Japanese automakers posted sharper sales falls in South Korea in August, industry data showed on Wednesday, hit by a consumer boycott of Japanese vehicles amid a worsening diplomatic row between the countries.
Toyota Motor and other Japanese carmakers saw South Korean sales tumble 57% to 1,398 vehicles in August from a year earlier, steeper than the 17% fall in July.
Japan’s decision in July to tighten controls on exports of materials that South Korea uses to make semiconductors and display screens has prompted a consumer backlash in Korea, with consumers boycotting Japanese products such as clothes, vehicles and tours to the neighboring country.
Relations between the two US allies had already soured over South Korean demands for Japanese compensation for South Korean forced laborers during World War Two.
Toyota’s South Korean sales fell 59% to 542 in August from a year earlier, while Honda Motor’s sales tumbled 81% to 138.
Toyota’s Lexus was the top-selling Japanese brand in South Korea, with sales reaching 603 vehicles in August, up 7.7% from year earlier, but down 39% from July.
Meanwhile, activity in Japan’s services sector expanded at the fastest pace in nearly two years in August, a revised survey showed on Wednesday, a sign of domestic resilience despite mounting overseas pressures.
The final Jibun Bank Japan Services Purchasing Managers’ Index (PMI) rose to 53.3 from 51.8 in July on a seasonally adjusted basis, marking the fastest growth since October 2017. The final gauge was slightly lower than the 53.4 reading released in the flash PMI on Aug. 22.
“Japan’s service sector shifted up a gear in August,” said Joe Hayes, economist at IHS Markit, which compiles the survey.
“This can be taken as a positive signal ahead of the consumption tax hike staged for October, suggesting that the resilience the domestic market has exhibited in 2019 so far has been sustained into the third quarter.”
Japan’s government is preparing to raise the sales tax to 10% in October, the first such move since it raised the levy to 8% from 5% in April 2014.
Policymakers are hoping robust household consumption and business investment will hold up and be strong enough to offset a deepening export slump amid rising global trade protectionism and the US-China tariff war.
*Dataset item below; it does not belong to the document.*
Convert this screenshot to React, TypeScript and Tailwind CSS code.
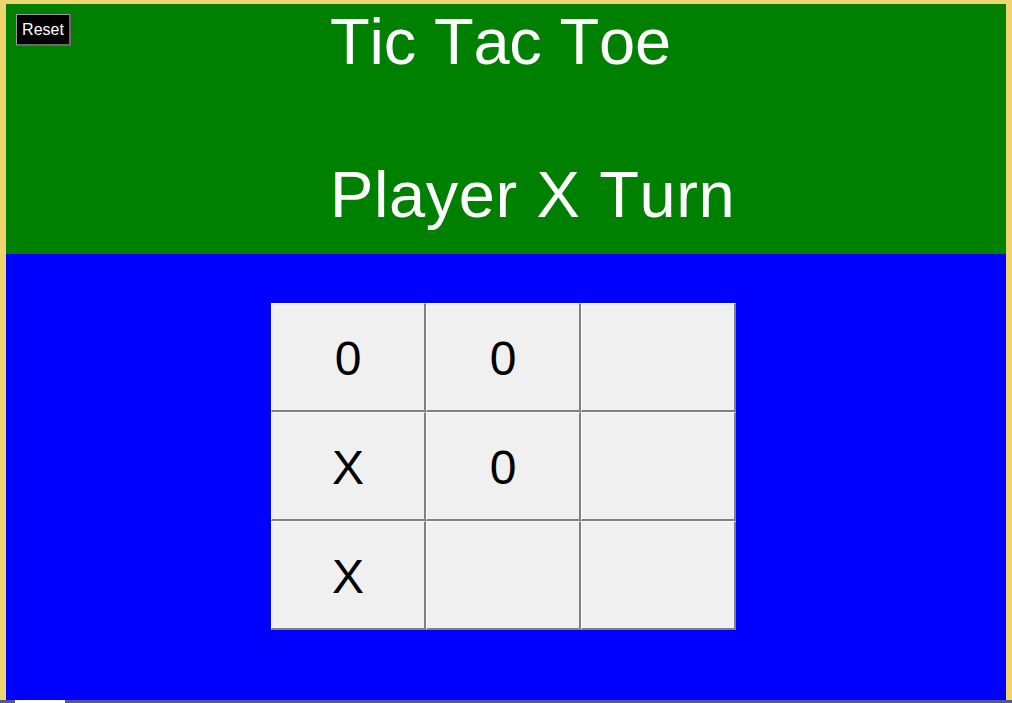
import React, { useState } from 'react';

const initialBoard = ['0', '0', '', 'X', '0', '', 'X', '', ''];

const App: React.FC = () => {
  const [board, setBoard] = useState<string[]>(initialBoard);
  const [player, setPlayer] = useState<'X' | '0'>('X');

  const play = (i: number) => {
    if (board[i]) return;
    const next = [...board];
    next[i] = player;
    setBoard(next);
    setPlayer(player === 'X' ? '0' : 'X');
  };

  const reset = () => {
    setBoard(Array(9).fill(''));
    setPlayer('X');
  };

  return (
    <div className="w-[1012px] h-[703px] flex flex-col bg-[#efd46f] font-['Liberation_Sans',Arial,sans-serif] [font-kerning:none] overflow-hidden">
      <div className="flex-1 flex flex-col pt-[4px] px-[6px] min-h-0">
        <header className="relative h-[250px] bg-[#008000] text-white flex flex-col pl-[324px] pt-[1px] gap-[79px]">
          <button
            onClick={reset}
            className="absolute left-[10px] top-[10px] w-[55px] h-[32px] bg-black text-white text-[16px] leading-none border border-t-[#9a9a9a] border-l-[#9a9a9a] border-r-2 border-b-2 border-r-[#6a6a6a] border-b-[#6a6a6a]"
          >
            Reset
          </button>
          <h1 className="text-[65px] leading-[74px] font-normal tracking-[-0.2px]">Tic Tac Toe</h1>
          <h2 className="text-[65px] leading-[74px] font-normal tracking-[0.6px]">Player {player} Turn</h2>
        </header>

        <main className="flex-1 bg-[#0000ff] pt-[49px] pl-[265px]">
          <div className="grid grid-cols-[155px_155px_155px] w-[465px]">
            {board.map((cell, i) => (
              <button
                key={i}
                onClick={() => play(i)}
                className="h-[109px] bg-[#f0f0f0] text-black text-[48px] leading-none flex items-center justify-center pt-[4px] border-t border-l border-t-[#fcfcfc] border-l-[#fcfcfc] border-r-2 border-b-2 border-r-[#808080] border-b-[#808080]"
              >
                {cell}
              </button>
            ))}
          </div>
        </main>
      </div>
      <div className="h-[3px] bg-[#56578f] flex items-stretch">
        <div className="ml-[15px] w-[50px] bg-white" />
      </div>
    </div>
  );
};

export default App;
Some policymakers, including Japanese Economy Minister Toshimitsu Motegi, have come out in recent days to say they see no sign of consumers front-loading their spending ahead of the planned sales tax hike.
Some individual components in the survey, however, were less encouraging and indicated momentum in the services sector may be slipping.
New business for Japanese service providers expanded, albeit at its slowest pace in over a year, while employment growth edged down to its slowest since February last year.
“There were signs to suggest caution, particularly in the forward-looking indicators,” IHS Markit’s Hayes said.
The composite PMI, which includes both manufacturing and services, soared to 51.9 from 50.6 in the previous month on the back of the stellar activity in the services sector.
But manufacturing survey data showed on Monday external pressure remains, with factory activity declining for a fourth month in August amid flagging demand.
The contraction marked the longest run of decline since a six-month stretch from March to August 2016.
Japan’s Nikkei share average struggled for traction on Wednesday and the broader Topix dipped after weak US economic data stoked fears of a global recession and soured investor sentiment.
The benchmark Nikkei average ended up 0.12% at 20,649.14 points, while the broader Topix dropped 0.26% to 1,506.81.
US manufacturing activity contracted for the first time in three years in August, with new orders and hiring declining sharply as trade tensions weighed on business confidence, data showed on Tuesday. Cyclical sectors came under pressure, with metal products , iron and steel among worst performing sectors on the Topix.
“The weak US ISM data underscored the view that a recession is highly probable. Global investors are preparing for it in a sombre manner,” said Yasuo Sakuma, chief investment officer at Libra Investments.
Nikkei heavyweight Fast Retailing gained 0.9% after the clothing chain operator said same-store sales at its Uniqlo outlets in Japan rose 9.9% in August from a year earlier.
Nintendo rose 2.6% on hopes of product updates or announcements after the gaming company said it will broadcast a pre-recorded “Nintendo Direct” global presentation on Thursday.